Every investor has a different approach.

Personally, I prefer maintaining reserves across several levels of accessibility.

A portion remains in cash for immediate needs.

A portion may be held in certificates of deposit or other conservative investments.

A portion may be invested in relatively stable investments that continue generating returns while remaining reasonably accessible.

For my own portfolio, I currently maintain approximately:

  • 20% in cash

  • 40% in CDs and similar conservative investments

  • 40% in investments

The exact allocation is less important than ensuring the funds remain available when the property requires them.

Final Thoughts

Reserve planning is not about predicting the future. It is about recognizing that rental properties require periodic investment and preparing accordingly.

Every rental property will eventually experience turnover. Every major system will eventually reach the end of its useful life. At some point, every owner will be faced with repair, replacement, or renovation decisions.

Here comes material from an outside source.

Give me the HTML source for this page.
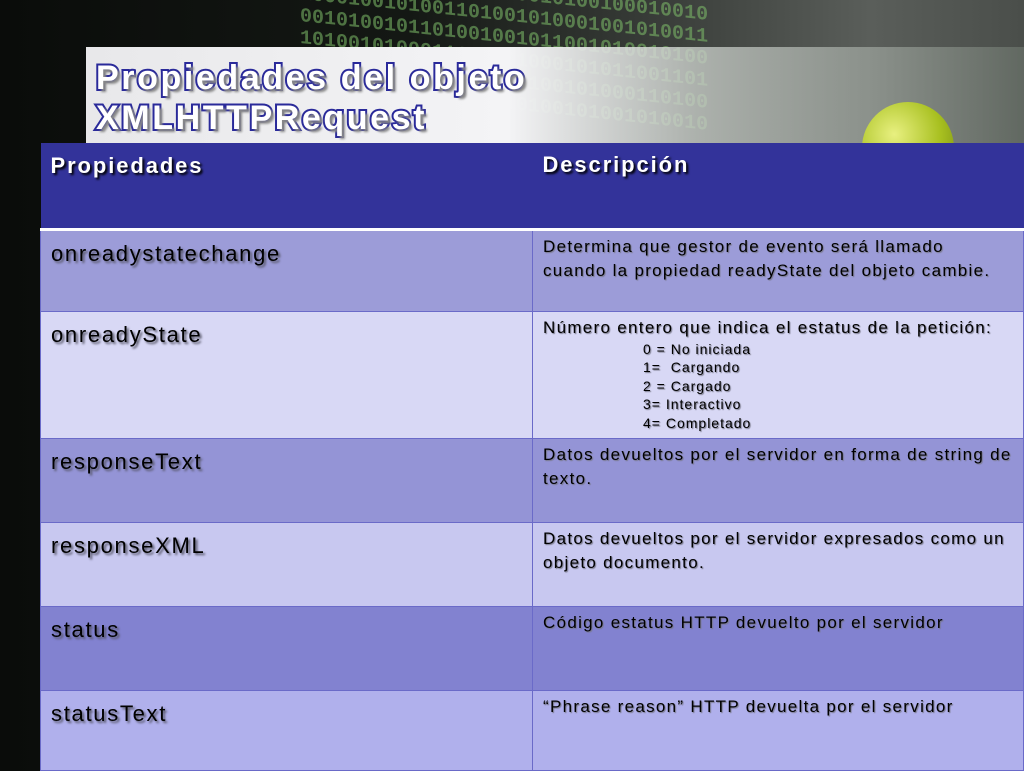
<!DOCTYPE html>
<html><head><meta charset="utf-8"><style>
*{margin:0;padding:0;box-sizing:border-box}
body{width:1024px;height:768px;overflow:hidden;position:relative;font-family:"Liberation Sans",sans-serif;
background:linear-gradient(90deg,#0a0c0a 0%,#141814 40%,#3a3e3a 65%,#5a5e5a 85%,#4a4e4a 100%)}
.bits{position:absolute;left:300px;top:0;width:724px;height:143px;color:#7fbf6a;font:bold 20px "Liberation Mono",monospace;opacity:.55;line-height:22px;white-space:nowrap;overflow:hidden;transform:skewY(6deg)}
.banner{position:absolute;left:86px;top:47px;width:938px;height:96px;background:linear-gradient(90deg,#e8e8ea 0%,#f4f4f6 45%,rgba(200,205,200,.8) 65%,rgba(120,130,120,.5) 100%)}
.ball{position:absolute;left:862px;top:102px;width:92px;height:92px;border-radius:50%;background:radial-gradient(circle at 35% 35%,#e8f080,#a8c020 55%,#6a8010)}
.title{position:absolute;left:96px;top:58px;font:bold 34px/40px "Liberation Sans",sans-serif;color:#fff;-webkit-text-stroke:4px #2a2a9a;paint-order:stroke fill;letter-spacing:2.6px;text-shadow:3px 3px 2px #888}
table{position:absolute;left:40px;top:143px;width:984px;border-collapse:collapse}
td{vertical-align:top;border:1px solid #6a6ac8;padding:0 10px}
td:first-child{width:492px;font-size:22px;letter-spacing:1.7px;padding-top:10px;color:#000;text-shadow:2px 2px 2px #556}
td:last-child{font-size:17px;letter-spacing:1.3px;line-height:24px;padding-top:4px;padding-right:6px;text-shadow:1px 1px 1px #778;white-space:nowrap}
tr.h td{background:#33339a;color:#fff;font-weight:bold;font-size:22px;letter-spacing:1.9px;height:86px;border:none;border-bottom:3px solid #fff;padding-top:10px;text-shadow:2px 2px 2px #000}
tr.a td{background:#9c9cd8}
tr.b td{background:#d8d8f5}
.sub{font-size:14px;letter-spacing:1px;line-height:18.5px;padding-left:100px}
</style></head><body>
<div class="bits">0100101000101001010010100100010010<br>1000100101001101001010001001010011<br>0010100101101001001011001010010100<br>1010010100011110001000101011001101<br>0101000100110010100100101000110100<br>1001010010101001010100101001010010</div>
<div class="banner"></div>
<div class="ball"></div>
<div class="title">Propiedades del objeto<br>XMLHTTPRequest</div>
<table>
<tr class="h"><td>Propiedades</td><td style="font-size:22px;letter-spacing:1.9px">Descripción</td></tr>
<tr class="a" style="height:82px"><td>onreadystatechange</td><td>Determina que gestor de evento será llamado<br>cuando la propiedad readyState del objeto cambie.</td></tr>
<tr class="b" style="height:127px"><td>onreadyState</td><td>Número entero que indica el estatus de la petición:<div class="sub">0 = No iniciada<br>1=&nbsp; Cargando<br>2 = Cargado<br>3= Interactivo<br>4= Completado</div></td></tr>
<tr class="a" style="height:84px;"><td style="background:#9494d6">responseText</td><td style="background:#9494d6">Datos devueltos por el servidor en forma de string de<br>texto.</td></tr>
<tr class="b" style="height:84px"><td style="background:#c8c8f0">responseXML</td><td style="background:#c8c8f0">Datos devueltos por el servidor expresados como un<br>objeto documento.</td></tr>
<tr class="a" style="height:84px"><td style="background:#8282d0">status</td><td style="background:#8282d0">Código estatus HTTP devuelto por el servidor</td></tr>
<tr class="b" style="height:80px"><td style="background:#b0b0ec">statusText</td><td style="background:#b0b0ec">“Phrase reason” HTTP devuelta por el servidor</td></tr>
</table>
</body></html>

Those expenses are not a sign that the investment has failed. They are a normal part of owning and operating rental housing.

The most successful investors I know treat reserve planning as part of the investment itself. They understand that cash flow and reserves work together. One generates returns today, while the other protects the property's ability to continue generating returns in the future.

A rental property should not be viewed as a paycheck. It should be viewed as a business, and every successful business plans for future expenses before they arrive.